I have a function which accepts a boolean and returns value of RealItem | ImaginaryItem type. I'm using conditional type to narrow the return type based on boolean argument.

type RealItem = { color: string }
type ImaginaryItem = { description: string }

export function createItem<T extends boolean>(isReal: T): T extends true ? RealItem : ImaginaryItem

export function createItem<T extends boolean>(isReal: T): RealItem | ImaginaryItem {
  return isReal ? { color: 'red' } : { description: 'Crazy thing' }
}

My signatures seem to be working fine for following cases:

const a = createItem(true)      | typeof a -> RealItem
const b = createItem(false)     | typeof b -> ImaginaryItem


let isReal = true
const a = createItem(isReal)    | typeof a -> RealItem

let isReal = false
const b = createItem(isReal)    | typeof b -> ImaginaryItem

However if I wrap createItem into another function and pass isReal argument:

const itemsFactory = (isReal: boolean) => createItem(isReal)

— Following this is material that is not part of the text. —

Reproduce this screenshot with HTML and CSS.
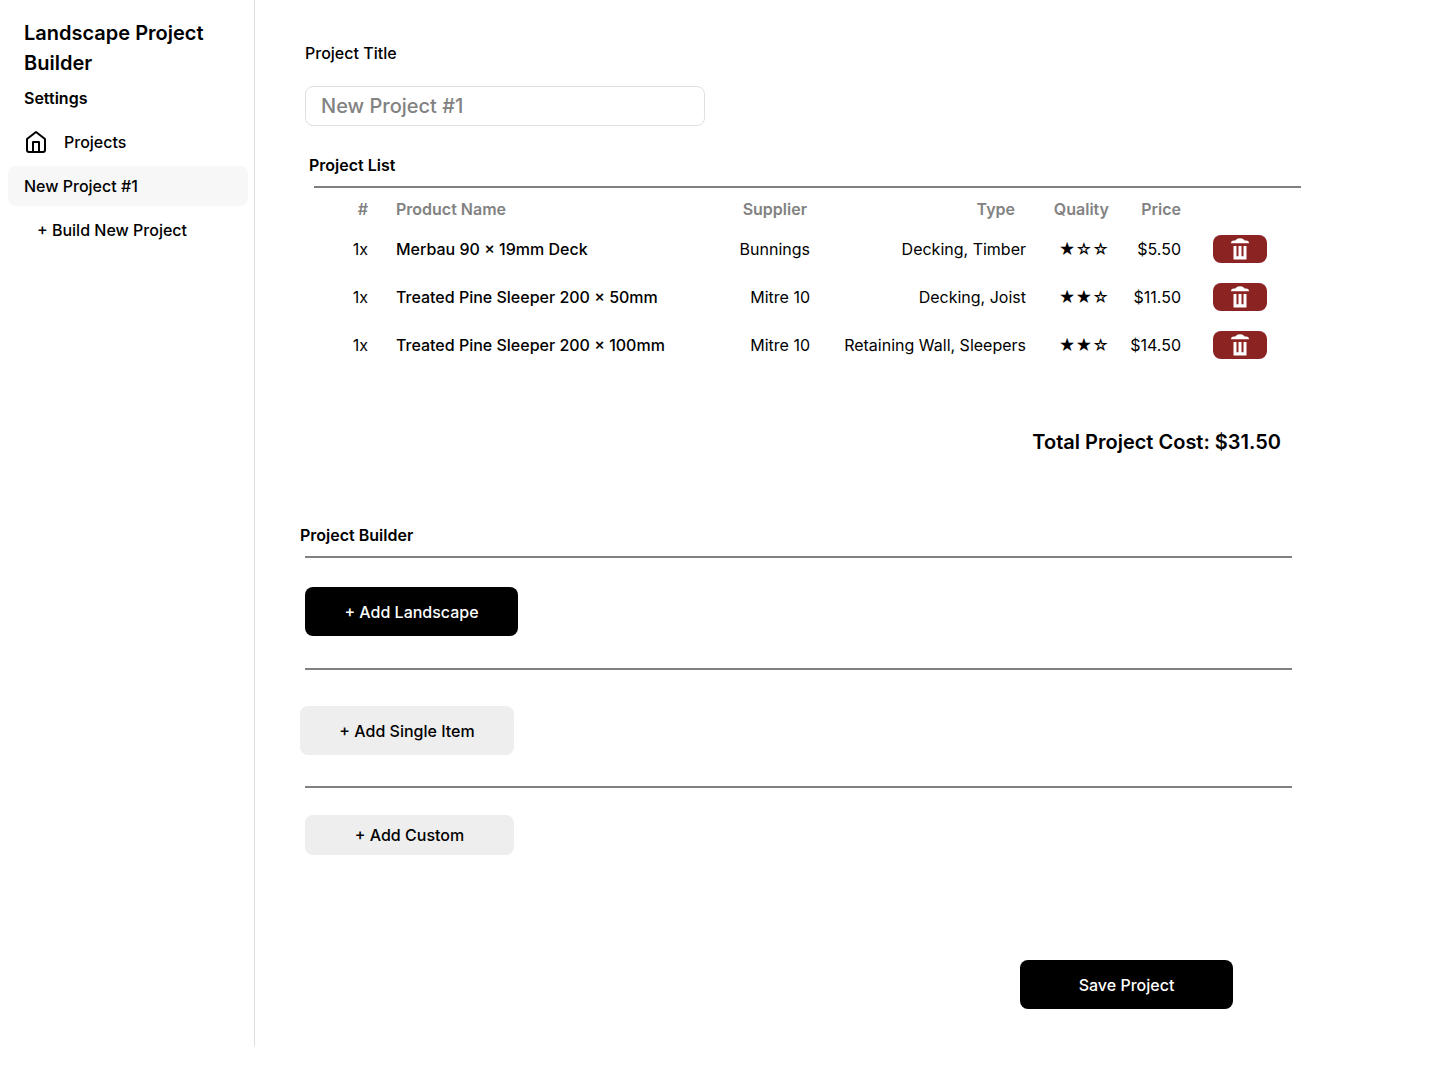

TS seems to fail to deduct return type narrowed with conditional return type:

const a = itemsFactory(true)    | typeof a -> RealItem | ImaginaryItem
const b = itemsFactory(false)   | typeof b -> RealItem | ImaginaryItem

TS playground

I'm not gonna lie, the union type makes me very unhappy.

• Is this some sort of limitation of TS capabilities in type interference?
• Can I help TS understand how to interpret higher function arguments?

I know I could use type guards here, however they don't go well with my current code structure.

CodePudding user response：

The type information of isReal is essentially lost with the itemsFactory function since you specified isReal as a boolean here.

To fix this, you can also add the same generic type to the itemsFactory function:

const itemsFactory = <T extends boolean>(isReal: T) => createItem(isReal)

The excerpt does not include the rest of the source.